Channel-sharing is one of several options broadcasters are considering leading up to the FCC’s spectrum auctions, which are set for mid-2015. Each TV station also may opt to sell all its bandwidth and drop out of broadcasting, move from a UHF to a VHF channel or decline to participate.

Broadcasters in certain areas — including Los Angeles, the country’s second-largest media market — could potentially come away with millions of dollars for their spectrum, Alcamo said.

Aggregate value for spectrum includes cash paid at the time of a transaction and the portion of the auction proceeds paid later to the licensee. A full-service licensee in a market where wireless companies want spectrum should be able to sell spectrum for $3.25 to $3.75 per resident within its signal’s contour based on Census figures, according to Alcamo.

If a signal reaches 9 million residents in covered population — Alcamo’s estimate for both these stations — the licensees should be able to ask at least $32 million in aggregate value, he said.

Los Angeles is attractive to wireless carriers due to its above-average population density and growth rate, Alcamo said. Coastal areas such as Los Angeles and border regions are also in “particular demand,” he said, due to market crowding and the fact that the FCC controls only half of spectrum allotments along the border.

At KCLS, which is struggling financially, the infusion of capital “will relieve the burden of financial support from the school board,” Thomas said. “We’ve been asked to do that for many years.”

Meanwhile, KCETLink sees channel-sharing as a first step toward greater public service. Since merging with satellite distributor Link TV in January 2013, KCETLink content can reach 34 million homes on DirecTV and DISH.

“Combine that with the Los Angeles Unified School District and its 700,000 students that represent one of the most diverse communities in the U.S., and you have a living lab of students and faculty and administrators,” Jerome said. “It won’t happen soon; we have a lot of work to do. But we have the potential over the years to make an educational imprint nationwide.”

Many details about the channel-sharing partnership remain to be settled. Alan Popkin, KLCS director of TV engineering, said the two stations are still deciding exactly what spectrum to relinquish. “To the viewer it will make no difference,” he said. “This is really the most important point. The channel share will be invisible post-transition to the viewer. That was proven in our test results.”

Earlier this year, KLCS tested the technical limits of channel-sharing with commercial station KJLA in the nation’s first such experiment. After weeks of tests, Popkin reported to the FCC that broadcasters can combine two high-definition television streams into a single channel with no loss of signal quality.

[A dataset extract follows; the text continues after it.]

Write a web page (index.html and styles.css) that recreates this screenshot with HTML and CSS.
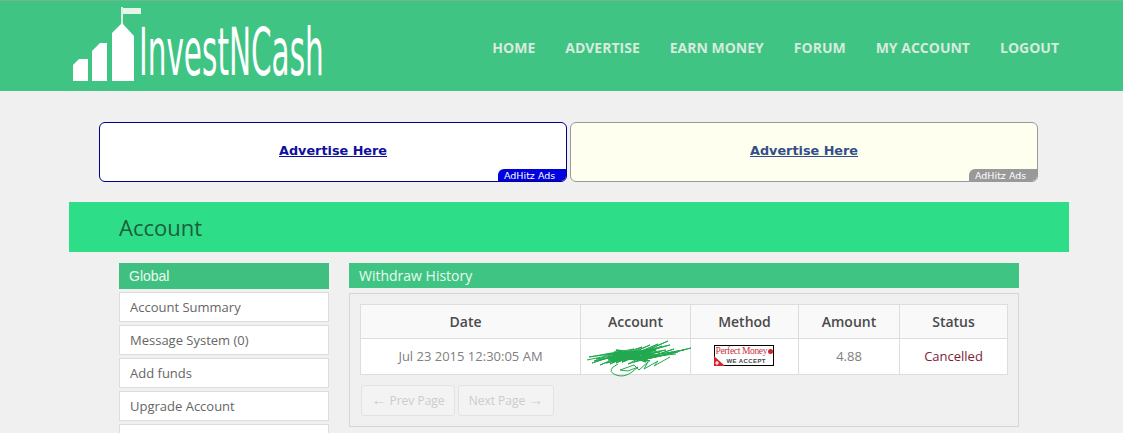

The channel-sharing announcement is “new evidence of public television’s commitment to innovation and excellence in pursuing our public service mission of education, public safety and well-informed citizenship,” said Patrick Butler, president of the Association of Public Television Stations.

“Public television was first to multicast, first to datacast, first to provide closed captioning, first to offer descriptive video for the visually impaired,” Butler said, “and we look forward to further pioneering efforts to use our broadcast spectrum most effectively in the service of the American people.”